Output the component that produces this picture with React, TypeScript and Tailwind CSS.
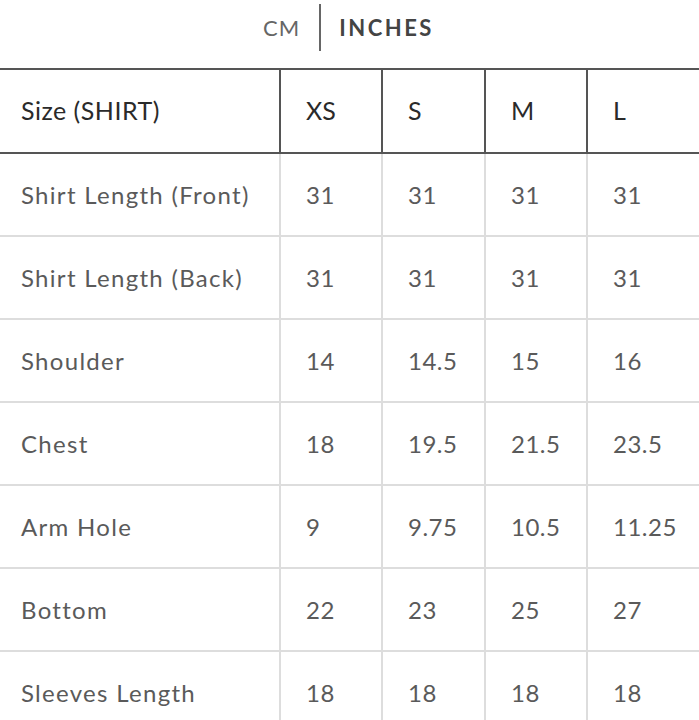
const rows: [string, string, string, string, string][] = [
  ["Shirt Length (Front)", "31", "31", "31", "31"],
  ["Shirt Length (Back)", "31", "31", "31", "31"],
  ["Shoulder", "14", "14.5", "15", "16"],
  ["Chest", "18", "19.5", "21.5", "23.5"],
  ["Arm Hole", "9", "9.75", "10.5", "11.25"],
  ["Bottom", "22", "23", "25", "27"],
  ["Sleeves Length", "18", "18", "18", "18"],
];

export default function App() {
  return (
    <div className="w-[699px] h-[720px] overflow-hidden bg-white font-['Lato',_sans-serif]">
      {/* unit toggle */}
      <div className="flex items-center justify-center h-[68px] pb-[14px] pr-[2px]">
        <span className="text-[22px] tracking-[1px] text-[#666]">CM</span>
        <span className="ml-[19px] mr-[18px] w-[2px] h-[47px] bg-[#666]" />
        <span className="text-[22px] font-bold tracking-[2.5px] text-[#444]">INCHES</span>
      </div>

      <table className="w-[720px] border-collapse table-fixed">
        <colgroup>
          <col className="w-[280px]" />
          <col className="w-[102px]" />
          <col className="w-[103px]" />
          <col className="w-[102px]" />
          <col className="w-[133px]" />
        </colgroup>
        <thead>
          <tr className="h-[84px] border-y-2 border-[#555]">
            <th className="pl-[21px] text-left font-normal text-[25px] text-[#2a2a2a] tracking-[0.5px]">
              Size (SHIRT)
            </th>
            {["XS", "S", "M", "L"].map((s) => (
              <th
                key={s}
                className="pl-[25px] text-left font-normal text-[25px] text-[#2a2a2a] border-l-2 border-[#555]"
              >
                {s}
              </th>
            ))}
          </tr>
        </thead>
        <tbody>
          {rows.map((r) => (
            <tr key={r[0]} className="h-[83px] border-b-2 border-[#dddddd]">
              <td className="pl-[21px] text-[24px] text-[#5a5a5a] tracking-[1.3px]">{r[0]}</td>
              {r.slice(1).map((v, i) => (
                <td
                  key={i}
                  className="pl-[25px] text-[24px] text-[#5a5a5a] tracking-[0.5px] border-l-2 border-[#dddddd]"
                >
                  {v}
                </td>
              ))}
            </tr>
          ))}
        </tbody>
      </table>
    </div>
  );
}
.....
## Exercise task
Reproduce the data above in full, exactly as it is, with the pictures left out.

## Solution to this exercise
Output the component that produces this picture with React, TypeScript and Tailwind CSS.
const rows: [string, string, string, string, string][] = [
  ["Shirt Length (Front)", "31", "31", "31", "31"],
  ["Shirt Length (Back)", "31", "31", "31", "31"],
  ["Shoulder", "14", "14.5", "15", "16"],
  ["Chest", "18", "19.5", "21.5", "23.5"],
  ["Arm Hole", "9", "9.75", "10.5", "11.25"],
  ["Bottom", "22", "23", "25", "27"],
  ["Sleeves Length", "18", "18", "18", "18"],
];

export default function App() {
  return (
    <div className="w-[699px] h-[720px] overflow-hidden bg-white font-['Lato',_sans-serif]">
      {/* unit toggle */}
      <div className="flex items-center justify-center h-[68px] pb-[14px] pr-[2px]">
        <span className="text-[22px] tracking-[1px] text-[#666]">CM</span>
        <span className="ml-[19px] mr-[18px] w-[2px] h-[47px] bg-[#666]" />
        <span className="text-[22px] font-bold tracking-[2.5px] text-[#444]">INCHES</span>
      </div>

      <table className="w-[720px] border-collapse table-fixed">
        <colgroup>
          <col className="w-[280px]" />
          <col className="w-[102px]" />
          <col className="w-[103px]" />
          <col className="w-[102px]" />
          <col className="w-[133px]" />
        </colgroup>
        <thead>
          <tr className="h-[84px] border-y-2 border-[#555]">
            <th className="pl-[21px] text-left font-normal text-[25px] text-[#2a2a2a] tracking-[0.5px]">
              Size (SHIRT)
            </th>
            {["XS", "S", "M", "L"].map((s) => (
              <th
                key={s}
                className="pl-[25px] text-left font-normal text-[25px] text-[#2a2a2a] border-l-2 border-[#555]"
              >
                {s}
              </th>
            ))}
          </tr>
        </thead>
        <tbody>
          {rows.map((r) => (
            <tr key={r[0]} className="h-[83px] border-b-2 border-[#dddddd]">
              <td className="pl-[21px] text-[24px] text-[#5a5a5a] tracking-[1.3px]">{r[0]}</td>
              {r.slice(1).map((v, i) => (
                <td
                  key={i}
                  className="pl-[25px] text-[24px] text-[#5a5a5a] tracking-[0.5px] border-l-2 border-[#dddddd]"
                >
                  {v}
                </td>
              ))}
            </tr>
          ))}
        </tbody>
      </table>
    </div>
  );
}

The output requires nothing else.